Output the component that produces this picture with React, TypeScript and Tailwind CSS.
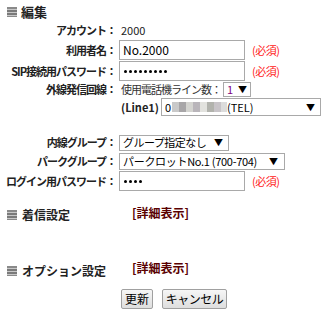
import React from "react";

const font = { fontFamily: '"Noto Sans CJK JP", "Noto Sans", sans-serif' };

function Icon() {
  return (
    <span className="inline-flex flex-col w-[10px] h-[10px] shrink-0">
      <span className="h-[2px] bg-[#8a8a8a]" />
      <span className="h-[1px] bg-[#c8c8c8]" />
      <span className="h-[2px] bg-[#7a7a7a]" />
      <span className="h-[1px] bg-[#c8c8c8]" />
      <span className="h-[2px] bg-[#7a7a7a]" />
      <span className="h-[1px] bg-[#c8c8c8]" />
      <span className="h-[1px] bg-[#8a8a8a]" />
    </span>
  );
}

function Label({ children }: { children: React.ReactNode }) {
  return (
    <div className="w-[117px] shrink-0 text-right font-bold text-[11px] tracking-[-1px] text-[#222] pr-[1px]">
      {children}
    </div>
  );
}

function Req() {
  return <span className="ml-[7px] text-[11px] text-[#ff2020] tracking-[-0.5px]">(必須)</span>;
}

function Arrow() {
  return <span className="text-[9px] text-black leading-none">▼</span>;
}

function Dots({ n }: { n: number }) {
  return (
    <span className="flex items-center gap-[2px]">
      {Array.from({ length: n }).map((_, i) => (
        <span key={i} className="w-[3px] h-[3px] rounded-full bg-black" />
      ))}
    </span>
  );
}

export default function App() {
  return (
    <div className="w-[334px] h-[315px] bg-white relative text-[#222]" style={font}>
      <div className="flex items-center h-[22px] pl-[7px] pt-[1px] gap-[4px]">
        <Icon />
        <span className="font-bold text-[13px] text-[#222]">編集</span>
      </div>

      <div className="flex items-center h-[17px]">
        <Label>アカウント：</Label>
        <span className="ml-[4px] text-[11px]">2000</span>
      </div>

      <div className="flex items-center h-[21px] pt-[1px]">
        <Label>利用者名：</Label>
        <div className="ml-[2px] w-[126px] h-[20px] border border-[#a9a9a9] flex items-center px-[3px] text-[12px] text-black">
          No.2000
        </div>
        <Req />
      </div>

      <div className="flex items-center h-[21px] pt-[1px]">
        <Label>SIP接続用パスワード：</Label>
        <div className="ml-[2px] w-[126px] h-[20px] border border-[#a9a9a9] flex items-center px-[4px]">
          <Dots n={9} />
        </div>
        <Req />
      </div>

      <div className="flex items-center h-[16px]">
        <Label>外線発信回線：</Label>
        <span className="ml-[4px] text-[11px] tracking-[-1px] text-[#333]">使用電話機ライン数：</span>
        <div className="ml-[2px] w-[28px] h-[15px] border border-[#a9a9a9] flex items-center justify-between px-[3px]">
          <span className="text-[11px] text-[#800080]">1</span>
          <Arrow />
        </div>
      </div>

      <div className="flex items-center h-[19px] pt-[1px]">
        <div className="w-[117px] shrink-0" />
        <span className="ml-[4px] font-bold text-[11px] text-[#222]">(Line1)</span>
        <div className="ml-[2px] w-[160px] h-[18px] border border-[#a9a9a9] flex items-center pl-[3px] pr-[5px]">
          <span className="text-[11px] text-black">0</span>
          <span className="flex h-[10px] ml-[1px]">
            <span className="w-[7px] bg-[#c9c9c9]" />
            <span className="w-[7px] bg-[#a8a6a8]" />
            <span className="w-[7px] bg-[#d4d4d0]" />
            <span className="w-[7px] bg-[#b9b5ba]" />
            <span className="w-[7px] bg-[#e2e2de]" />
            <span className="w-[7px] bg-[#b2b3ad]" />
            <span className="w-[7px] bg-[#c8c4c8]" />
            <span className="w-[6px] bg-[#dcdcdc]" />
          </span>
          <span className="text-[11px] text-black">(TEL)</span>
          <span className="flex-1" />
          <Arrow />
        </div>
      </div>

      <div className="h-[18px]" />

      <div className="flex items-center h-[17px]">
        <Label>内線グループ：</Label>
        <div className="ml-[2px] w-[110px] h-[16px] border border-[#a9a9a9] flex items-center justify-between pl-[3px] pr-[5px]">
          <span className="text-[11px] text-black tracking-[-0.5px]">グループ指定なし</span>
          <Arrow />
        </div>
      </div>

      <div className="flex items-center h-[19px] pt-[1px]">
        <Label>パークグループ：</Label>
        <div className="ml-[2px] w-[166px] h-[17px] border border-[#a9a9a9] flex items-center justify-between pl-[3px] pr-[6px]">
          <span className="text-[11px] text-black tracking-[-0.3px]">パークロットNo.1 (700-704)</span>
          <Arrow />
        </div>
      </div>

      <div className="flex items-center h-[21px] pt-[1px]">
        <Label>ログイン用パスワード：</Label>
        <div className="ml-[2px] w-[126px] h-[20px] border border-[#a9a9a9] flex items-center px-[4px]">
          <Dots n={4} />
        </div>
        <Req />
      </div>

      <div className="flex items-center h-[20px] mt-[12px]">
        <div className="flex items-center w-[132px] pl-[7px] pt-[3px] gap-[5px]">
          <Icon />
          <span className="font-bold text-[12px] text-[#222]">着信設定</span>
        </div>
        <span className="font-bold text-[12px] text-[#5a0000]">[詳細表示]</span>
      </div>

      <div className="flex items-center h-[20px] mt-[35px]">
        <div className="flex items-center w-[132px] pl-[7px] pt-[6px] gap-[5px]">
          <Icon />
          <span className="font-bold text-[12px] text-[#222]">オプション設定</span>
        </div>
        <span className="font-bold text-[12px] text-[#5a0000] pb-[1px]">[詳細表示]</span>
      </div>

      <div className="flex items-center mt-[11px] pl-[121px] gap-[9px]">
        <button className="h-[20px] w-[32px] border border-[#a0a0a0] bg-gradient-to-b from-[#f6f6f6] to-[#dedede] text-[12px] text-black rounded-[2px]">
          更新
        </button>
        <button className="h-[20px] w-[65px] border border-[#a0a0a0] bg-gradient-to-b from-[#f6f6f6] to-[#dedede] text-[12px] text-black rounded-[2px] tracking-[-0.5px]">
          キャンセル
        </button>
      </div>
    </div>
  );
}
-=-=-
§ **Exercise instructions**: Find the lines with the string "React" and reproduce them.

§ **The response**:
Output the component that produces this picture with React, TypeScript and Tailwind CSS.
import React from "react";
function Label({ children }: { children: React.ReactNode }) {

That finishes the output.